I don't think GPU thread convergence is a concept that could ever really be applied to a program containing ObjC exceptions, so while this seems correct, it also seems pointless.

clang/lib/CodeGen/CGStmt.cpp
1949

The comment here seems to no longer match the code.

This certainly seems like a more tractable representation, although I suppose it'd be a thorn in the side of (IR-level) outlining.

Sorry, I mis-clicked and sent this review while I was still editing it.

I agree that this is a theoretically better representation for targets that care about convergence, since it biases compilation towards the more conservative assumption. On the other hand, since the default language mode is apparently to assume non-convergence of user functions, and since the vast majority of targets do not include convergence as a meaningful concept, you're also just gratuitously breaking a ton of existing test cases, as well as adding compile time for manipulating this attribute. Perhaps there should be a global metadata, or something in the increasingly-misnamed "data layout" string, which says that convergence is meaningful, and we should only add the attribute in appropriately-annotated modules?

arsenm marked an inline comment as done.Oct 28 2019, 10:42 AM

A note on spelling: the no prefix seems to be used largely with verbs; it's weird to use it here with an adjective, especially since noncovergent is just a letter away.

I don't think it reads any different to me than, say nofree->no free calls. noconvergent-> no convergent operations. nonconvergent sounds odder to me

This certainly seems like a more tractable representation, although I suppose it'd be a thorn in the side of (IR-level) outlining.

Sorry, I mis-clicked and sent this review while I was still editing it.

I agree that this is a theoretically better representation for targets that care about convergence, since it biases compilation towards the more conservative assumption. On the other hand, since the default language mode is apparently to assume non-convergence of user functions, and since the vast majority of targets do not include convergence as a meaningful concept, you're also just gratuitously breaking a ton of existing test cases, as well as adding compile time for manipulating this attribute. Perhaps there should be a global metadata, or something in the increasingly-misnamed "data layout" string, which says that convergence is meaningful, and we should only add the attribute in appropriately-annotated modules?

The default language mode for the non-parallel languages. The set of languages not setting this does need to grow (SYCL and OpenMP device code are both currently broken).

I don't think there are other attributes with weird connections to some global construct. Part of the point of attributes is that they are function level context. I don't really understand the compile time concern; the cost of the attribute is one bit in a bitset. We have quite a few attributes already that will be inferred for a large percentage of functions anyway. The case that's really important to add in frontend is external declarations and other opaque cases, others will be inferred anyway. You could make the same argument with nounwind, since most languages don't have exceptions.

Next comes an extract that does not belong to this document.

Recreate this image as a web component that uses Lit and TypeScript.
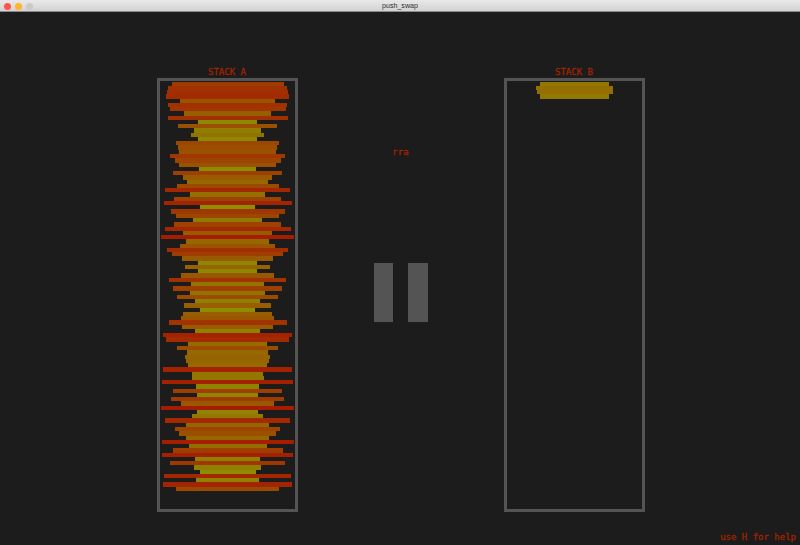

clang/lib/CodeGen/CGObjCMac.cpp
4259

It doesn't apply, so this needs to be explicitly marked as not having it. This bypasses the place that emits the language assumed default attribute so this is needed. A handful of tests do fail without this from control flow changes not happening

Before we get lost in review details let's make sure we agree that his is the right path. I mean, transition from convergent to noconvergent (or a similar spelling).
I do support this by the way.

[...] Perhaps there should be a global metadata, or something in the increasingly-misnamed "data layout" string, which says that convergence is meaningful, and we should only add the attribute in appropriately-annotated modules?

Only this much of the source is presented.